Without the pictures, write out all the lines below exactly as they appear.

*Given material*.
▬▬▬▬▬▬

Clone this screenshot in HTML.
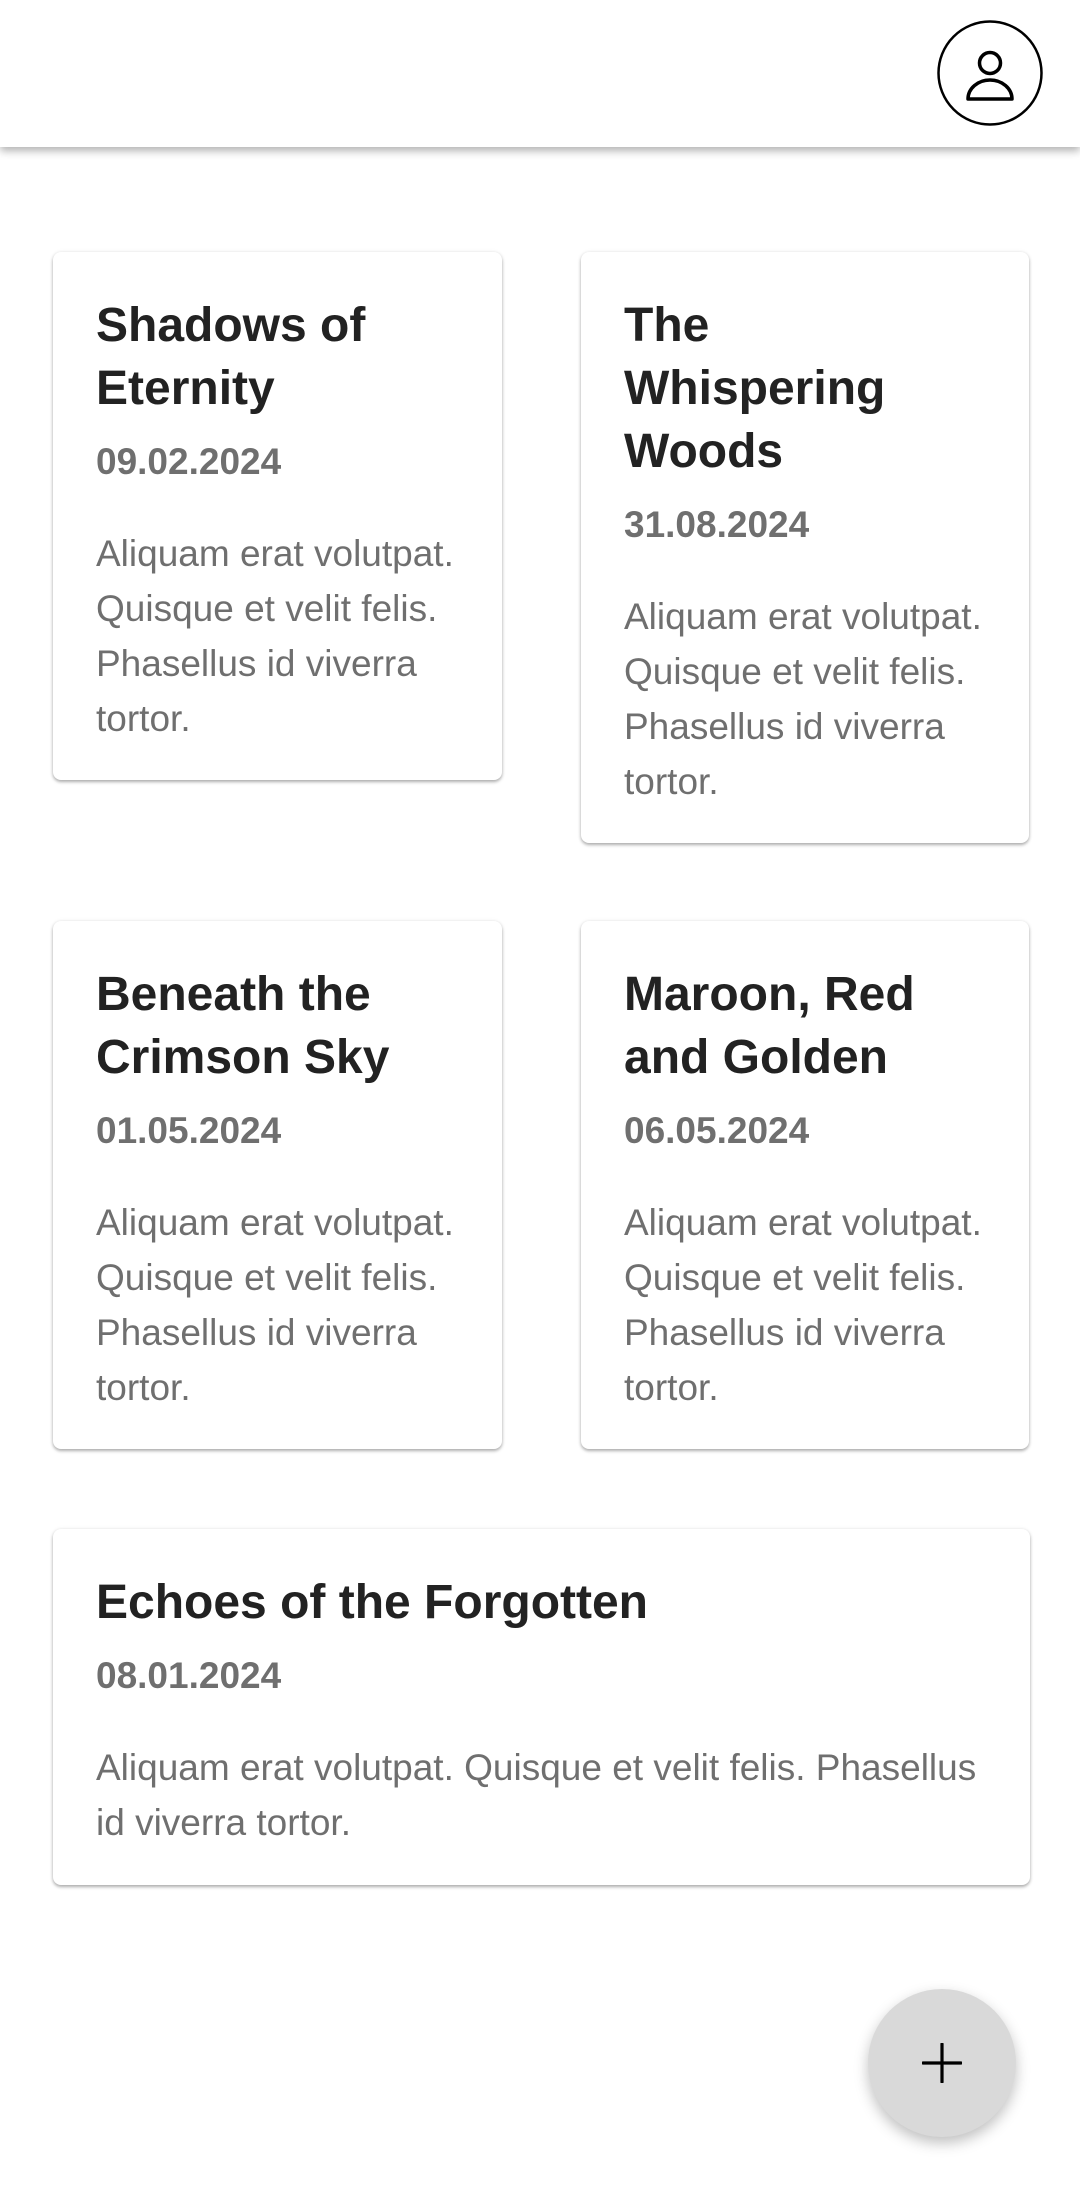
<!DOCTYPE html>
<html><head><meta charset="utf-8"><style>
*{margin:0;padding:0;box-sizing:border-box}
body{width:1080px;height:2200px;background:#fff;position:relative;overflow:hidden;font-family:"Liberation Sans",sans-serif}
.hdr{position:absolute;left:0;top:0;width:1080px;height:147px;background:#fff;box-shadow:0 4px 8px rgba(0,0,0,.3)}
.card{position:absolute;background:#fff;border-radius:8px;box-shadow:0 2px 3px rgba(0,0,0,.3),0 0 4px rgba(0,0,0,.08);padding:42px 43px 0 43px}
.t{font-size:48px;font-weight:bold;line-height:63px;color:#222}
.d{font-size:37px;font-weight:bold;line-height:48px;color:#6f6f6f;margin-top:18px}
.b{font-size:37px;line-height:55px;color:#6f6f6f;margin-top:40px}
.fab{position:absolute;left:868px;top:1989px;width:148px;height:148px;border-radius:50%;background:#d9d9d9;box-shadow:0 6px 14px rgba(0,0,0,.25)}
</style></head><body>
<div class="hdr">
<svg style="position:absolute;left:936px;top:19px" width="108" height="108" viewBox="0 0 108 108">
<circle cx="54" cy="54" r="51.5" fill="none" stroke="#000" stroke-width="2.5"/>
<circle cx="54" cy="44" r="10.5" fill="none" stroke="#000" stroke-width="3.5"/>
<path d="M32 80 A22 19 0 0 1 76 80 Z" fill="none" stroke="#000" stroke-width="3.5" stroke-linejoin="round"/>
</svg>
</div>
<div class="card" style="left:53px;top:252px;width:449px;height:528px">
<div class="t">Shadows of<br>Eternity</div><div class="d">09.02.2024</div>
<div class="b">Aliquam erat volutpat.<br>Quisque et velit felis.<br>Phasellus id viverra<br>tortor.</div></div>
<div class="card" style="left:581px;top:252px;width:448px;height:591px">
<div class="t">The<br>Whispering<br>Woods</div><div class="d">31.08.2024</div>
<div class="b">Aliquam erat volutpat.<br>Quisque et velit felis.<br>Phasellus id viverra<br>tortor.</div></div>
<div class="card" style="left:53px;top:921px;width:449px;height:528px">
<div class="t">Beneath the<br>Crimson Sky</div><div class="d">01.05.2024</div>
<div class="b">Aliquam erat volutpat.<br>Quisque et velit felis.<br>Phasellus id viverra<br>tortor.</div></div>
<div class="card" style="left:581px;top:921px;width:448px;height:528px">
<div class="t">Maroon, Red<br>and Golden</div><div class="d">06.05.2024</div>
<div class="b">Aliquam erat volutpat.<br>Quisque et velit felis.<br>Phasellus id viverra<br>tortor.</div></div>
<div class="card" style="left:53px;top:1529px;width:977px;height:356px">
<div class="t">Echoes of the Forgotten</div><div class="d">08.01.2024</div>
<div class="b">Aliquam erat volutpat. Quisque et velit felis. Phasellus<br>id viverra tortor.</div></div>
<div class="fab"><svg style="position:absolute;left:54px;top:54px" width="40" height="40" viewBox="0 0 40 40"><path d="M1 20H39M20 1V39" stroke="#000" stroke-width="3.2" stroke-linecap="round"/></svg></div>
</body></html>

▬▬▬▬▬▬

*Worked answer*.
Clone this screenshot in HTML.
<!DOCTYPE html>
<html><head><meta charset="utf-8"><style>
*{margin:0;padding:0;box-sizing:border-box}
body{width:1080px;height:2200px;background:#fff;position:relative;overflow:hidden;font-family:"Liberation Sans",sans-serif}
.hdr{position:absolute;left:0;top:0;width:1080px;height:147px;background:#fff;box-shadow:0 4px 8px rgba(0,0,0,.3)}
.card{position:absolute;background:#fff;border-radius:8px;box-shadow:0 2px 3px rgba(0,0,0,.3),0 0 4px rgba(0,0,0,.08);padding:42px 43px 0 43px}
.t{font-size:48px;font-weight:bold;line-height:63px;color:#222}
.d{font-size:37px;font-weight:bold;line-height:48px;color:#6f6f6f;margin-top:18px}
.b{font-size:37px;line-height:55px;color:#6f6f6f;margin-top:40px}
.fab{position:absolute;left:868px;top:1989px;width:148px;height:148px;border-radius:50%;background:#d9d9d9;box-shadow:0 6px 14px rgba(0,0,0,.25)}
</style></head><body>
<div class="hdr">
<svg style="position:absolute;left:936px;top:19px" width="108" height="108" viewBox="0 0 108 108">
<circle cx="54" cy="54" r="51.5" fill="none" stroke="#000" stroke-width="2.5"/>
<circle cx="54" cy="44" r="10.5" fill="none" stroke="#000" stroke-width="3.5"/>
<path d="M32 80 A22 19 0 0 1 76 80 Z" fill="none" stroke="#000" stroke-width="3.5" stroke-linejoin="round"/>
</svg>
</div>
<div class="card" style="left:53px;top:252px;width:449px;height:528px">
<div class="t">Shadows of<br>Eternity</div><div class="d">09.02.2024</div>
<div class="b">Aliquam erat volutpat.<br>Quisque et velit felis.<br>Phasellus id viverra<br>tortor.</div></div>
<div class="card" style="left:581px;top:252px;width:448px;height:591px">
<div class="t">The<br>Whispering<br>Woods</div><div class="d">31.08.2024</div>
<div class="b">Aliquam erat volutpat.<br>Quisque et velit felis.<br>Phasellus id viverra<br>tortor.</div></div>
<div class="card" style="left:53px;top:921px;width:449px;height:528px">
<div class="t">Beneath the<br>Crimson Sky</div><div class="d">01.05.2024</div>
<div class="b">Aliquam erat volutpat.<br>Quisque et velit felis.<br>Phasellus id viverra<br>tortor.</div></div>
<div class="card" style="left:581px;top:921px;width:448px;height:528px">
<div class="t">Maroon, Red<br>and Golden</div><div class="d">06.05.2024</div>
<div class="b">Aliquam erat volutpat.<br>Quisque et velit felis.<br>Phasellus id viverra<br>tortor.</div></div>
<div class="card" style="left:53px;top:1529px;width:977px;height:356px">
<div class="t">Echoes of the Forgotten</div><div class="d">08.01.2024</div>
<div class="b">Aliquam erat volutpat. Quisque et velit felis. Phasellus<br>id viverra tortor.</div></div>
<div class="fab"><svg style="position:absolute;left:54px;top:54px" width="40" height="40" viewBox="0 0 40 40"><path d="M1 20H39M20 1V39" stroke="#000" stroke-width="3.2" stroke-linecap="round"/></svg></div>
</body></html>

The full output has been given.